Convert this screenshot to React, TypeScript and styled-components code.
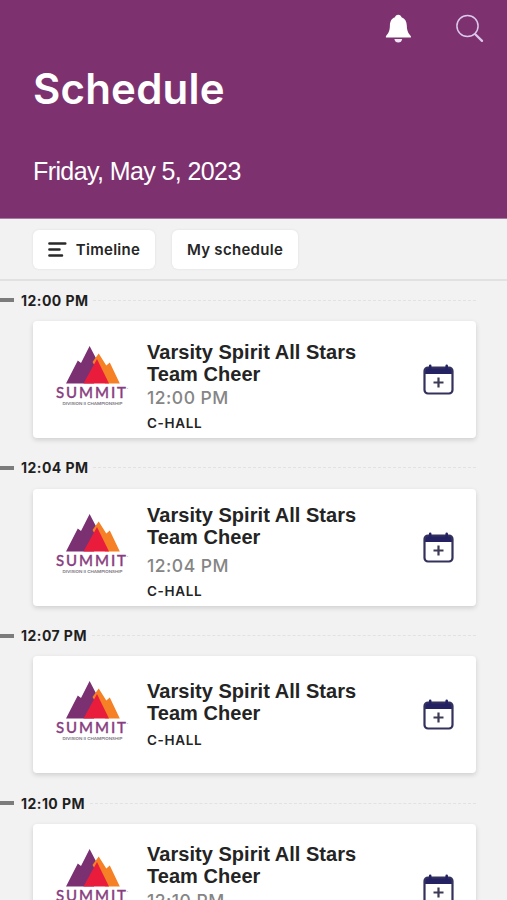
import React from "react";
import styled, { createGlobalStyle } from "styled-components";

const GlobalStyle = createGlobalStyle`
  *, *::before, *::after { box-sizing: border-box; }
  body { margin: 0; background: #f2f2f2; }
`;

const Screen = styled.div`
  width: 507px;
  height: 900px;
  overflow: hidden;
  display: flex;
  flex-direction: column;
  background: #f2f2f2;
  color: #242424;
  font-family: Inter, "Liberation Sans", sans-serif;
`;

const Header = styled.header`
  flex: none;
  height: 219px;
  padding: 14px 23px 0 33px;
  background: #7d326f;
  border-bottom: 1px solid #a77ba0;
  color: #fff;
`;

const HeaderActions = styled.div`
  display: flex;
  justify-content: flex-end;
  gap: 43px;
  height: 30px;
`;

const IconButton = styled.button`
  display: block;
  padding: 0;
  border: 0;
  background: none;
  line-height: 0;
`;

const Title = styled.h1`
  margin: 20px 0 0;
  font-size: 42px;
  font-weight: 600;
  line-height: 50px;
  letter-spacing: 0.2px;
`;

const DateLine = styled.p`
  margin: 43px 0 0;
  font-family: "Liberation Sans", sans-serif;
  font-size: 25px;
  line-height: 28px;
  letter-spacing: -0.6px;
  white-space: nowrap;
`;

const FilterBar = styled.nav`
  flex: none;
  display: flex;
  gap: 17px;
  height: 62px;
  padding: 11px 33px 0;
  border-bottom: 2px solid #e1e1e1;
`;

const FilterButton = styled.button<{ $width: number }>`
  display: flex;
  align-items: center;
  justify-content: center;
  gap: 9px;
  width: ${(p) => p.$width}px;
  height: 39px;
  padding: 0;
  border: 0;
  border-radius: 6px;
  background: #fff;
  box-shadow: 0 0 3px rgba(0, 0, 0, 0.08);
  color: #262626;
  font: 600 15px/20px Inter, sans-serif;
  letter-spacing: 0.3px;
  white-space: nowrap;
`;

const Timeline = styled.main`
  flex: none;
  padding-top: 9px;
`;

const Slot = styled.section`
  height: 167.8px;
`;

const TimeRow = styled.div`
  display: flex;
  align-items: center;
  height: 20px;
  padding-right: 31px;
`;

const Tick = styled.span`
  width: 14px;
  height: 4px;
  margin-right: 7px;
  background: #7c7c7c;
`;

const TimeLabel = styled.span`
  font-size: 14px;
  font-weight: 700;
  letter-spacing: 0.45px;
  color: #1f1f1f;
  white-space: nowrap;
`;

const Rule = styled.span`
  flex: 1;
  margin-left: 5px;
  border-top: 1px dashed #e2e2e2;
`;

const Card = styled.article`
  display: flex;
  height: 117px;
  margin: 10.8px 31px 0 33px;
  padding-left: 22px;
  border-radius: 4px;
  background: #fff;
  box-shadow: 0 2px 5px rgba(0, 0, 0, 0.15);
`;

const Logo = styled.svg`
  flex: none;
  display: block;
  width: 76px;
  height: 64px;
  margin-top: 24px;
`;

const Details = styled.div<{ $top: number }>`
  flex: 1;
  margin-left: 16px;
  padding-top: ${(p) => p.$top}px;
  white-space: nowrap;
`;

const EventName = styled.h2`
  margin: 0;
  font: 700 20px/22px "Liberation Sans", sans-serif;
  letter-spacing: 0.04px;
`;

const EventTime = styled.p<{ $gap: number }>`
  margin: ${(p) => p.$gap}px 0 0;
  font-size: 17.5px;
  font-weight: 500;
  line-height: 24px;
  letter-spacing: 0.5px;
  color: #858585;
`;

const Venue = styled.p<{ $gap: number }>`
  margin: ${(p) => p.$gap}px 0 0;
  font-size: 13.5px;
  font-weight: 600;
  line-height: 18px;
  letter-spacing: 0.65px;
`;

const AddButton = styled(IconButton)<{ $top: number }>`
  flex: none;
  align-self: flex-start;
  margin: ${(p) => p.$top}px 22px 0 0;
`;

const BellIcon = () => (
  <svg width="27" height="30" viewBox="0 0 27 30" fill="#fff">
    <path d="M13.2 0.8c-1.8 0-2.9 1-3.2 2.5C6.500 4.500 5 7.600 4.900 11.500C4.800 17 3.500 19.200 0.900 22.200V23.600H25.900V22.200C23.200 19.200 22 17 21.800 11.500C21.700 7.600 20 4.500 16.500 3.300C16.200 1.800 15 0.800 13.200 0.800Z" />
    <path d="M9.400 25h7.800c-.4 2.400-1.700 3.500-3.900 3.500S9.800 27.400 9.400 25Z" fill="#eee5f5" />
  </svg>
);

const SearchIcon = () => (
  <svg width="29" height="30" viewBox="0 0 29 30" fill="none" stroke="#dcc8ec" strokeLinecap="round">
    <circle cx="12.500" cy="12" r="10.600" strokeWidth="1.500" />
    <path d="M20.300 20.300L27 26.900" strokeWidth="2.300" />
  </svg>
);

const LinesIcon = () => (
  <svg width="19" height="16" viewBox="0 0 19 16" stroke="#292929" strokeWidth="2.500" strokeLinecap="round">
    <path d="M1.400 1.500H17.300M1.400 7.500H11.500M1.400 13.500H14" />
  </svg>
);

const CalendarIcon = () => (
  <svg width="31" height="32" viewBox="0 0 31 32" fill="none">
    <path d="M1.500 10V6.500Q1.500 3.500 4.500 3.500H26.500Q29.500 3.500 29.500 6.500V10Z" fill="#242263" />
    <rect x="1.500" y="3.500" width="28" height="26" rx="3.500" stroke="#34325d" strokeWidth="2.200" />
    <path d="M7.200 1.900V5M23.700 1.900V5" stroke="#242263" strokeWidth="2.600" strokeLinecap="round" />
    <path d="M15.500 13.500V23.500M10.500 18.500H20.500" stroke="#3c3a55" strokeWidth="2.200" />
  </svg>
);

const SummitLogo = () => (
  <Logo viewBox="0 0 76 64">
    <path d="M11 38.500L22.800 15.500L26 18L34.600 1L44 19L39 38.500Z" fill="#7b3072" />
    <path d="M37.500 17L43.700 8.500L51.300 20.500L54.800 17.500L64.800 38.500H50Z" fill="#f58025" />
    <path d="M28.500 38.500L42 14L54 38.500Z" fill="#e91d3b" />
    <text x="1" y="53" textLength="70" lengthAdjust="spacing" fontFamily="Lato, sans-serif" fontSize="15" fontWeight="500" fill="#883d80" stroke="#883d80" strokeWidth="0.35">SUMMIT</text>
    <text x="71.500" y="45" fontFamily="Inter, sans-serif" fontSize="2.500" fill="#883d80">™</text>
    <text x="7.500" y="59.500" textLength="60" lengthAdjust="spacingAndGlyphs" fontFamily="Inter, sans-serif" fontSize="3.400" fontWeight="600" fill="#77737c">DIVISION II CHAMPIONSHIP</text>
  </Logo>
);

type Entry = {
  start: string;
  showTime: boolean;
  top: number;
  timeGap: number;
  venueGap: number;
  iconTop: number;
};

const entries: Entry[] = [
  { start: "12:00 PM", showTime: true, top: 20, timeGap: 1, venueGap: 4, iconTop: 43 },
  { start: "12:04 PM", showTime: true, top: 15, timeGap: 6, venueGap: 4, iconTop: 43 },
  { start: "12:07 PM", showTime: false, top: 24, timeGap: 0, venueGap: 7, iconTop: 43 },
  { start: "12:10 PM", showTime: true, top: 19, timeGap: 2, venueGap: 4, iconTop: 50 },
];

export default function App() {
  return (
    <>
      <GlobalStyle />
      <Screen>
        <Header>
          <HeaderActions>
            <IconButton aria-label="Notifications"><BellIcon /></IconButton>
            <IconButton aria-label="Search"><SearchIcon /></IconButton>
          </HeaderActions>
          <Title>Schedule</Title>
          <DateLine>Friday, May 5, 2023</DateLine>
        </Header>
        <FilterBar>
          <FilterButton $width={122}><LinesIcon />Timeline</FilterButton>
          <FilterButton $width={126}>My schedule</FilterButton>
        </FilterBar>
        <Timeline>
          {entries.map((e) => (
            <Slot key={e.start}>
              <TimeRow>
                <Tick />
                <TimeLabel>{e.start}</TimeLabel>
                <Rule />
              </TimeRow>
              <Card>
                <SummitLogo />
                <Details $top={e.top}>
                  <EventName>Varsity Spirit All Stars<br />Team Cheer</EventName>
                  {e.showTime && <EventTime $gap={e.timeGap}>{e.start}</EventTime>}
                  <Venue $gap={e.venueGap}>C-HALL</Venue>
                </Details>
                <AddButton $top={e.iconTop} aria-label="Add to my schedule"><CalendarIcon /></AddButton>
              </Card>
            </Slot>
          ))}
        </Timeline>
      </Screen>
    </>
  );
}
--
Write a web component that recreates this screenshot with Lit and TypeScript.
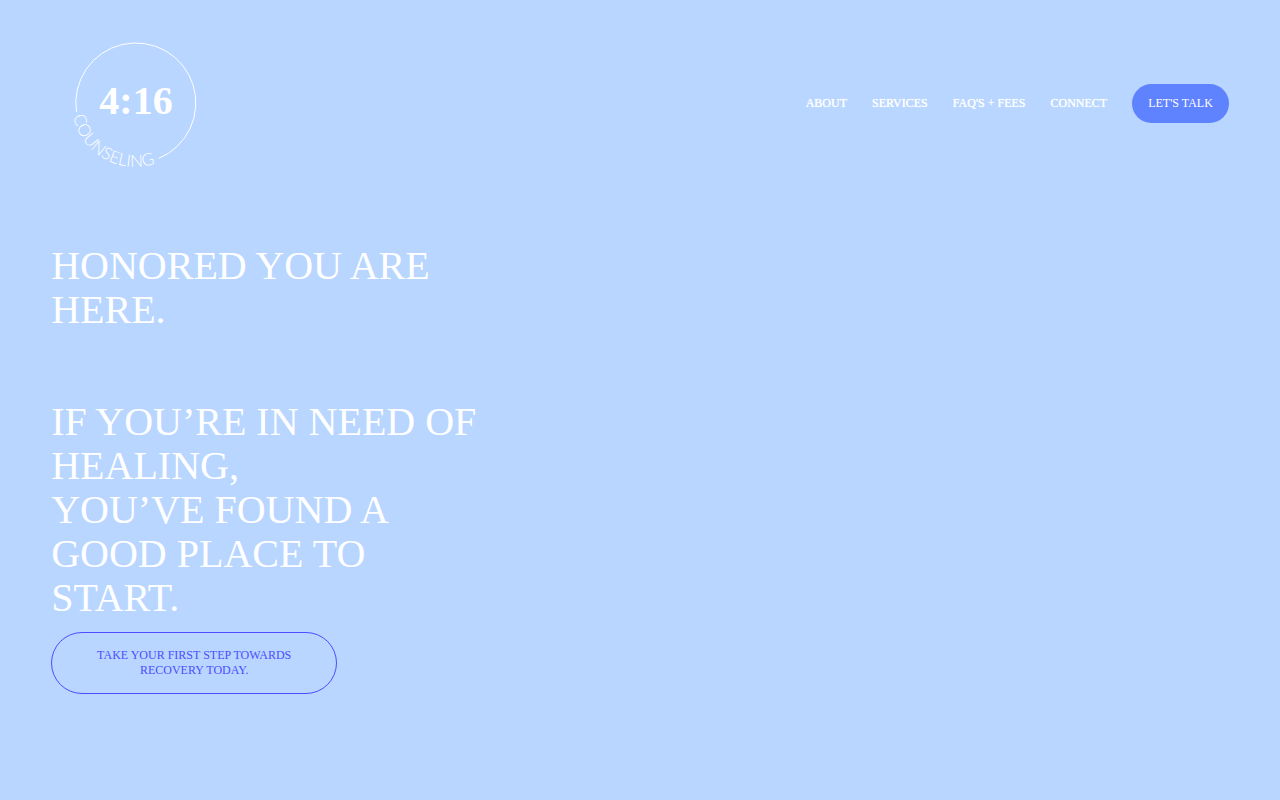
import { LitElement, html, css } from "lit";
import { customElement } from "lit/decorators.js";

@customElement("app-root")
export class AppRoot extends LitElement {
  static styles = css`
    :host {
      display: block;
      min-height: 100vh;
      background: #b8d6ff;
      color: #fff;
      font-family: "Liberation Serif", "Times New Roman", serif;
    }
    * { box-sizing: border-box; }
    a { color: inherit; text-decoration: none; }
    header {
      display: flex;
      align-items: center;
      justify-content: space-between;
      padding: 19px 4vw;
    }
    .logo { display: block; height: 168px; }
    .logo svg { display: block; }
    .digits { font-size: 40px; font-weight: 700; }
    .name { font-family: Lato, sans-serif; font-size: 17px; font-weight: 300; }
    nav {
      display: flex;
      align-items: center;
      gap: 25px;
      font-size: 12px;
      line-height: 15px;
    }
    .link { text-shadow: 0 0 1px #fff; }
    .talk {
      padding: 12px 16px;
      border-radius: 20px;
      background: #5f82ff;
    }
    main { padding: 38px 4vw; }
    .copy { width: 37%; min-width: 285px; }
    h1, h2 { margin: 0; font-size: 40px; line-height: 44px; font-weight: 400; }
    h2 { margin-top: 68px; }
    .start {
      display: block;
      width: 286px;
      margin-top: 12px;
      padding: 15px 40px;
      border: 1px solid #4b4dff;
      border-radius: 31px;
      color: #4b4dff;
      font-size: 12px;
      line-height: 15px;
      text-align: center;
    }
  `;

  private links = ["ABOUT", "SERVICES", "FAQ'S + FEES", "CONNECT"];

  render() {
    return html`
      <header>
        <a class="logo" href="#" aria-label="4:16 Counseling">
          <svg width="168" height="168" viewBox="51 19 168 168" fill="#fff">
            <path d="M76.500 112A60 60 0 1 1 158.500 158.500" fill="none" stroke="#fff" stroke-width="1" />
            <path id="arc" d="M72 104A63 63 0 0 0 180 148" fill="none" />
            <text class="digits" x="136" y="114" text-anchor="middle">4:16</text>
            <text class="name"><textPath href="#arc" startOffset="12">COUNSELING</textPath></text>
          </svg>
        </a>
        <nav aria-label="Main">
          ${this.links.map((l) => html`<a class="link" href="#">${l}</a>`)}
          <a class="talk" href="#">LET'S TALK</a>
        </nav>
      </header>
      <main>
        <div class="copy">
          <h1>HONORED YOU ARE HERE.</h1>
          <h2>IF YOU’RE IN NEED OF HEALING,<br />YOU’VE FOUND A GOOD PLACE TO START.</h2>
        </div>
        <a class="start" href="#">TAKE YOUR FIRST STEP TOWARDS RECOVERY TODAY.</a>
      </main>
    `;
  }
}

## Problem requirements
Look through the entries above. Extract each line with the word "React".

## Complete response
Convert this screenshot to React, TypeScript and styled-components code.
import React from "react";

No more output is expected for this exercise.